Pick out each line of the records that includes the string "index", and copy it.

_EXTRACTED DATA_.
________________________________________

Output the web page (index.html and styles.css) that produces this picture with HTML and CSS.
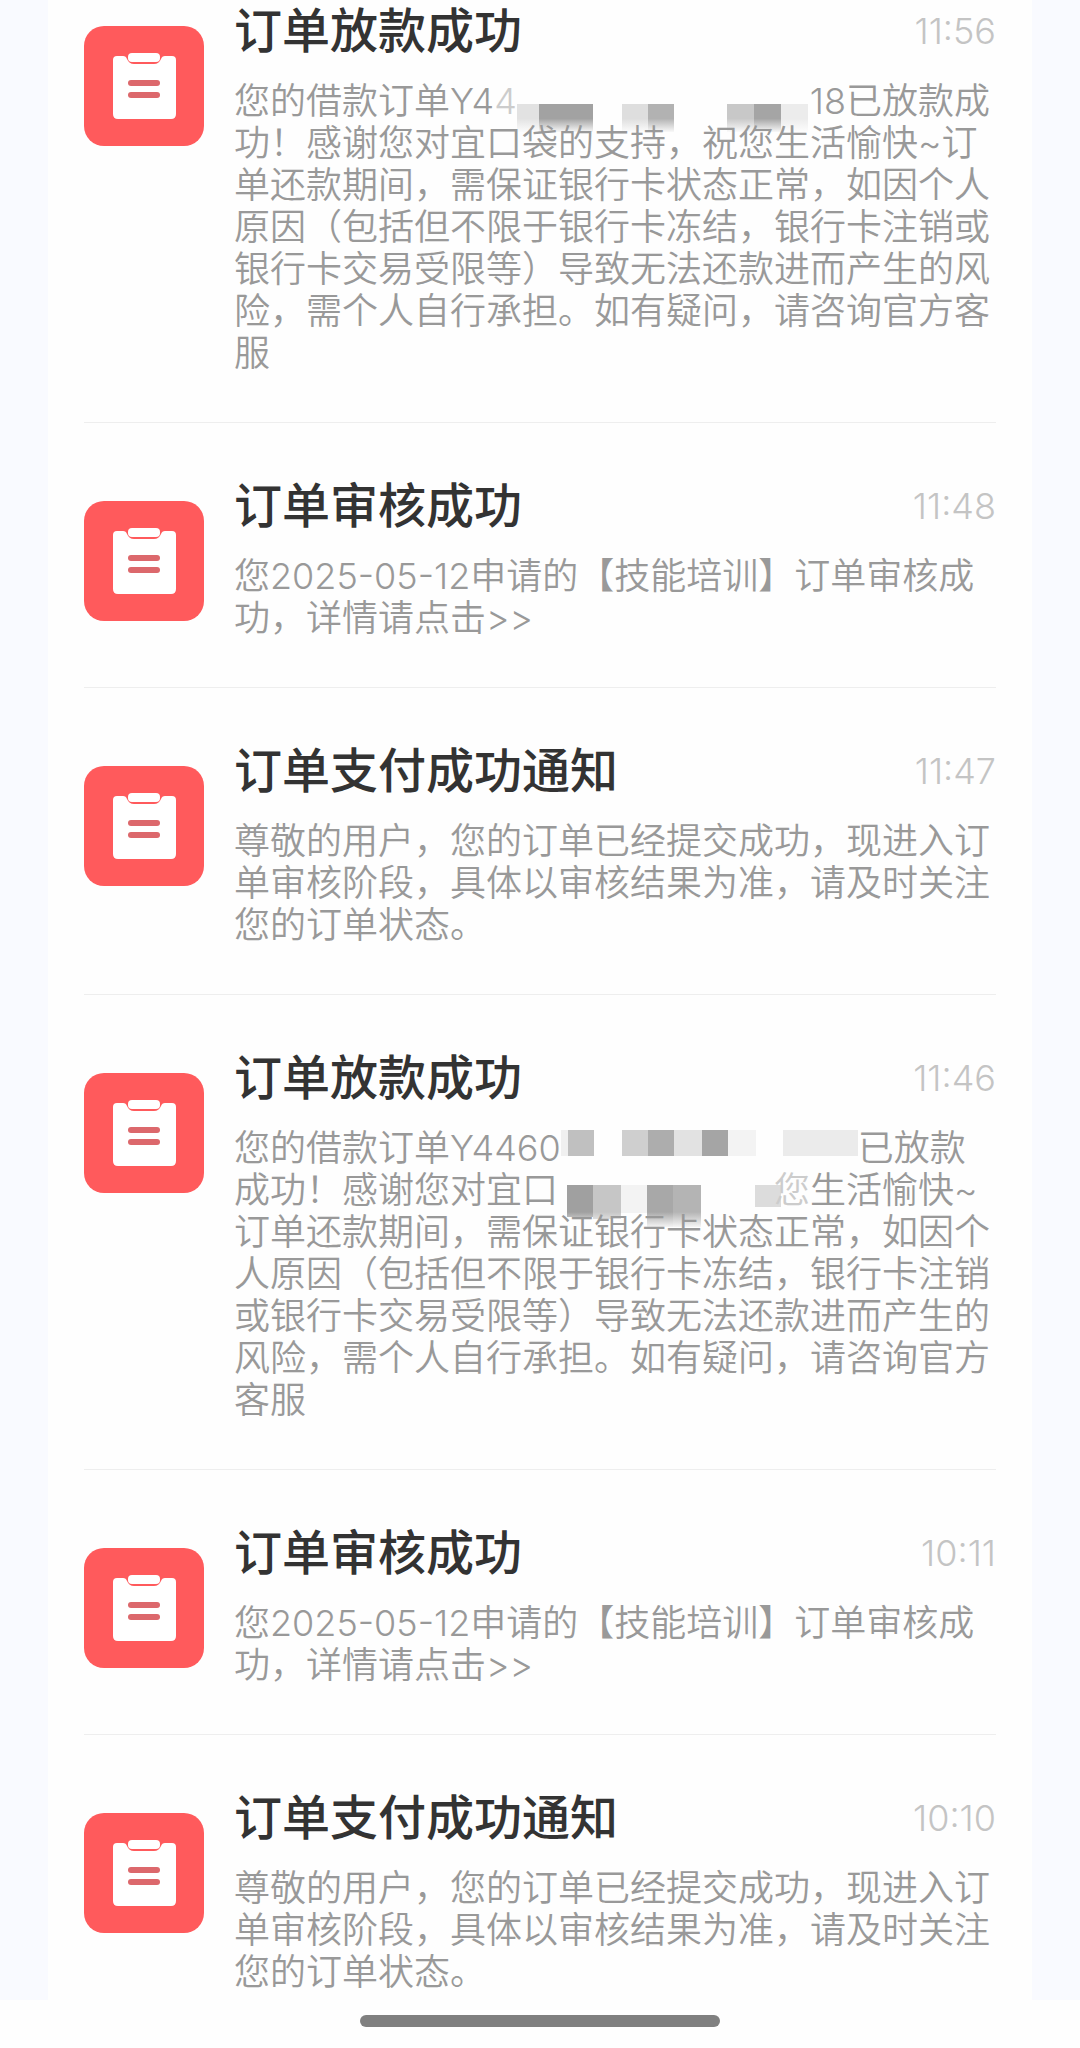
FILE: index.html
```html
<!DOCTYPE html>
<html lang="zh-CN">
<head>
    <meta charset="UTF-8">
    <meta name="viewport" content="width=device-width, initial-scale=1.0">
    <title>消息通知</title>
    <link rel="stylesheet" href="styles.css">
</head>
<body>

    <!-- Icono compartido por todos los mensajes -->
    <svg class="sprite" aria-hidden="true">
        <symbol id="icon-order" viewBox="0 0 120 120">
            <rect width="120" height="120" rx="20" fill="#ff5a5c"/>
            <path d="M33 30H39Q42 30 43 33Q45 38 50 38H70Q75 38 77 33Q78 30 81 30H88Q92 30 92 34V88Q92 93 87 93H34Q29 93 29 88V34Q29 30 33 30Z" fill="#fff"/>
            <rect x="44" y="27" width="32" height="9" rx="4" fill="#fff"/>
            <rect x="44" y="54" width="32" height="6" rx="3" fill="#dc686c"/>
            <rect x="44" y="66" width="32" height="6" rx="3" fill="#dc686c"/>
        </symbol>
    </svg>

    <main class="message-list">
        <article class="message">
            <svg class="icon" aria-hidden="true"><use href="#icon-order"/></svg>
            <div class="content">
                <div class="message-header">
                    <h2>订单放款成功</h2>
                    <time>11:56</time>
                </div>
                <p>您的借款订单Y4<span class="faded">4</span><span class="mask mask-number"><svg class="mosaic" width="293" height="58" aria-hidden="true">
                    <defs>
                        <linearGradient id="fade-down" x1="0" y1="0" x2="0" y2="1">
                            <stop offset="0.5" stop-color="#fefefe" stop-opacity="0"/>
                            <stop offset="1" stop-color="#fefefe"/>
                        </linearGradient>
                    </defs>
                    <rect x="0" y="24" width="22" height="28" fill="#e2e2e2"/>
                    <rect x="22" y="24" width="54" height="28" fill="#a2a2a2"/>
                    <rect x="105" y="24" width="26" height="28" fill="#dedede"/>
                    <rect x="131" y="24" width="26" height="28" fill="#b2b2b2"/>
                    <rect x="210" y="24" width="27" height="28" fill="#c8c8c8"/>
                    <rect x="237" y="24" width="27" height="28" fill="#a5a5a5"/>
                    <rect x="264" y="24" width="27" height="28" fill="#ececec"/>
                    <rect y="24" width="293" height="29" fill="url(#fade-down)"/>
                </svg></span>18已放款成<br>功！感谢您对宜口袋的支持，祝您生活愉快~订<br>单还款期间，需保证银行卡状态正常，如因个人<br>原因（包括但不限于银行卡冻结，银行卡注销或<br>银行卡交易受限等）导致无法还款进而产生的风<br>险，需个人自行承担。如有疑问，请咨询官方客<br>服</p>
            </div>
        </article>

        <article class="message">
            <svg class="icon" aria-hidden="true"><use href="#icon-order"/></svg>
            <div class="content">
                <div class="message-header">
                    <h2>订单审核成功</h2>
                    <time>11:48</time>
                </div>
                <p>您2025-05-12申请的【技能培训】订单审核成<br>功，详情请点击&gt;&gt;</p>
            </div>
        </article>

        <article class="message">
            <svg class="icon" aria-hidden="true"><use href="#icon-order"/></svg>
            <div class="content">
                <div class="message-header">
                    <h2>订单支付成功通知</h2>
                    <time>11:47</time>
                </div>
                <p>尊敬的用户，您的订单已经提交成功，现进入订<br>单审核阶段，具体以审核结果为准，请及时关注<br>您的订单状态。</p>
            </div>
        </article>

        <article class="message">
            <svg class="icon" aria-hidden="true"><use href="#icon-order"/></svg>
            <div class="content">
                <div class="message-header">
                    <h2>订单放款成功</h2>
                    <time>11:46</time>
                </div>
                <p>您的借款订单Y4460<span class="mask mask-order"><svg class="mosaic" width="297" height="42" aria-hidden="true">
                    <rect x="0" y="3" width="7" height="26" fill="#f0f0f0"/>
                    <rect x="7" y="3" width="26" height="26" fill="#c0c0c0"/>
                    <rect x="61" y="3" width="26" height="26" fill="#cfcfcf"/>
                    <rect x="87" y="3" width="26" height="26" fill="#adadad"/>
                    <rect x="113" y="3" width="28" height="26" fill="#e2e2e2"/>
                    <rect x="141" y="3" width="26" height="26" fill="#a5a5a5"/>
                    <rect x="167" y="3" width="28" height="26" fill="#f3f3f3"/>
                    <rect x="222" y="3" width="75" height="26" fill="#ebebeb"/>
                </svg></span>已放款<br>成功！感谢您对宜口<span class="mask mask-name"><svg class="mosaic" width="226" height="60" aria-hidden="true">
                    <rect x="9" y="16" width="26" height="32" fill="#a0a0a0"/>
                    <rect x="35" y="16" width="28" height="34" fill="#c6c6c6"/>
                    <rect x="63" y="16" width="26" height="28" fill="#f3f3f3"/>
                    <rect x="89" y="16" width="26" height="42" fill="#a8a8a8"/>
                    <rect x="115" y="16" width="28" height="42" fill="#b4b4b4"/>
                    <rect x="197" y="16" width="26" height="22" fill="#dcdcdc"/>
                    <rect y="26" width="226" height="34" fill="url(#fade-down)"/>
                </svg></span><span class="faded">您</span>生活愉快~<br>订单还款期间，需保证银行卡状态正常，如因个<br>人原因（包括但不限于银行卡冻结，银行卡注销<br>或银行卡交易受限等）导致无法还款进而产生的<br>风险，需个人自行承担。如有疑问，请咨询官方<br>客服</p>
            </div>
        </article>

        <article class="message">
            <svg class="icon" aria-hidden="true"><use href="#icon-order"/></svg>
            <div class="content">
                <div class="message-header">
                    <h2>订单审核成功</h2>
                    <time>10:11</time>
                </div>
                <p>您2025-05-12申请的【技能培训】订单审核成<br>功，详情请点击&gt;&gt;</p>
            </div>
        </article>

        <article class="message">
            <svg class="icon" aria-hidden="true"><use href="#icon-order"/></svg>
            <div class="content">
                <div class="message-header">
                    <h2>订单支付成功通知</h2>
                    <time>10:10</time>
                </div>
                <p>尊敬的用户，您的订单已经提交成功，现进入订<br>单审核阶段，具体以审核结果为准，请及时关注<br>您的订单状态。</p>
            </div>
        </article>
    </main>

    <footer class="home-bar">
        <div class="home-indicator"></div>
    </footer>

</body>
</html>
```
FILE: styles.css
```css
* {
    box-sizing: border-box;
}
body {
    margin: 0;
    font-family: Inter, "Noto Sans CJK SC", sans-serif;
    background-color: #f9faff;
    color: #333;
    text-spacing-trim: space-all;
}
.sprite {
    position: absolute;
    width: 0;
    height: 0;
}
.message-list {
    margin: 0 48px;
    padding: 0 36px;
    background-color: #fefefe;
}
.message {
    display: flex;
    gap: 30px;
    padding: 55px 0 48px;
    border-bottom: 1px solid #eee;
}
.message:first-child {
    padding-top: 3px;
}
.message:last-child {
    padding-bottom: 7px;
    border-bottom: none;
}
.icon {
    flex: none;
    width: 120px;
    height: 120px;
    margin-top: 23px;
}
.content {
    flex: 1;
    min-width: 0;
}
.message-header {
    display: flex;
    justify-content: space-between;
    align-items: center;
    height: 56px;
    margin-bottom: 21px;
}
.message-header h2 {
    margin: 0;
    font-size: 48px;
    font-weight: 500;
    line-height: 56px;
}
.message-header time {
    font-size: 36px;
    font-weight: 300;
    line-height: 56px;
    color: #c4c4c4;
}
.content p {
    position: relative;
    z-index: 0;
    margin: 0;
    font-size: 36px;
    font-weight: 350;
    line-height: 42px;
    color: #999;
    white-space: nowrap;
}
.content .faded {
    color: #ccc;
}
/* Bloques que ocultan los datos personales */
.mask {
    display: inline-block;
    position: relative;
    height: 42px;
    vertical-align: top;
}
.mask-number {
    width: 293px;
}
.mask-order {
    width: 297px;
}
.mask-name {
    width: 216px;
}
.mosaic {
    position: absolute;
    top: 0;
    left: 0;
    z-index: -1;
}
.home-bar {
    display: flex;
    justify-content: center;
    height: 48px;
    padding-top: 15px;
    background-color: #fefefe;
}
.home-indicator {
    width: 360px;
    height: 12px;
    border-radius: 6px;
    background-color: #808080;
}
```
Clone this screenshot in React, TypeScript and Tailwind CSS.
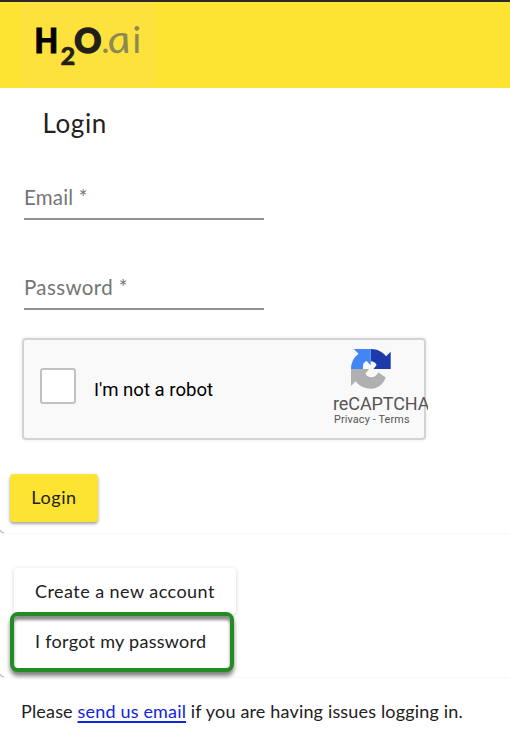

________________________________________

_FULL RESPONSE_.
Output the web page (index.html and styles.css) that produces this picture with HTML and CSS.
FILE: index.html
    z-index: 0;
    z-index: -1;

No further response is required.